Doug Durante of the Clean Fuels Development Coalition (photo courtesy Nebraska Ethanol Board)

A renewable fuels leader says the ethanol industry needs to look beyond the Renewable Fuel Standard (RFS).

“The uncertainty of this whole Renewable Fuel Standard after 2022 raises a lot of questions,” says Doug Durante, executive director of the Clean Fuels Development Coalition. “As we’ve preached for a long time, let’s try to plan out a pathway that looks at a world without the Renewable Fuel Standard.”

Durante says two main themes came out a recent ethanol forum in Omaha.

“One is that octane and high-octane fuels, as a means of meeting new mileage standards and as a means of reducing carbon, are going to be very much in demand—and ethanol is a terrific candidate for that,” he says.

The other key message, he says, is how greater ethanol use will help reduce the negative health impacts caused by toxic compounds in gasoline.

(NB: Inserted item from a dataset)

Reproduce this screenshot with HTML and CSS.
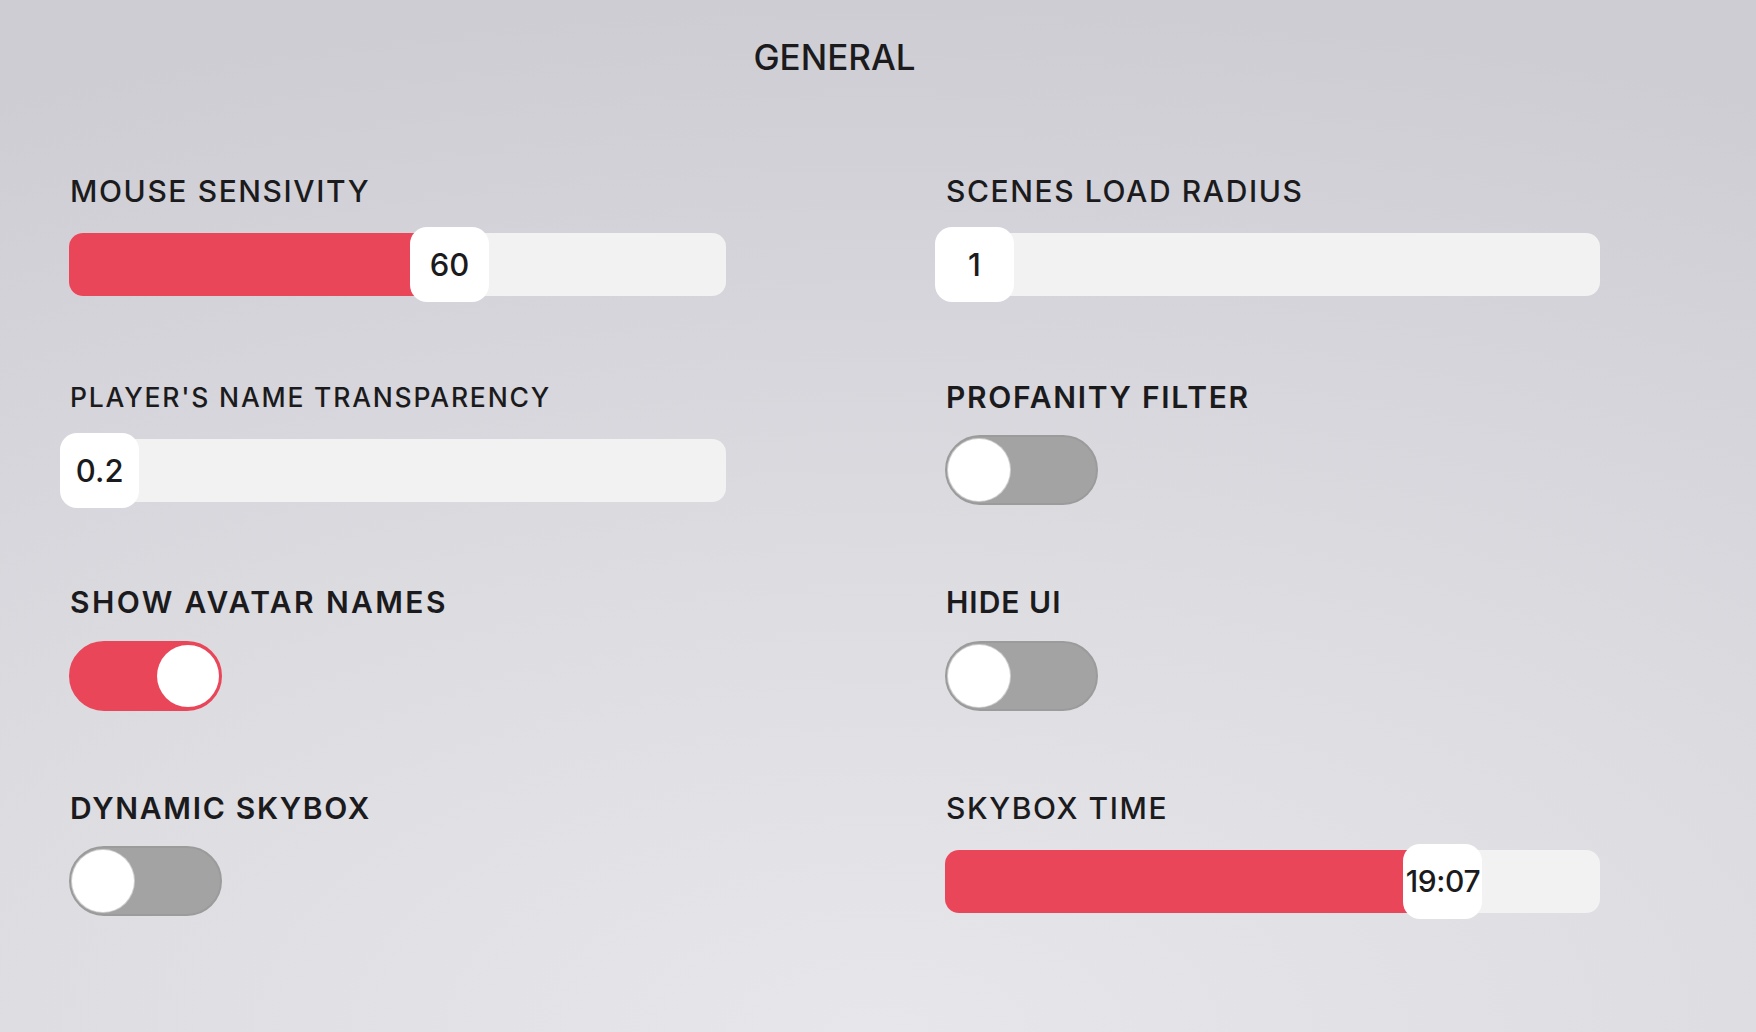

“So I think both from health standpoint and from a mileage and efficiency standpoint, those are value propositions that should survive well without any government requirements,” Durante says. “So that’s what we’re focusing on, is sort of life beyond the RFS and making sure that we’re not overly dependent on a government program.”

Congressionally-mandated volume levels for renewable fuels in the RFS end in 2022. After that, the EPA will have much more discretion in setting year-by-year volumes.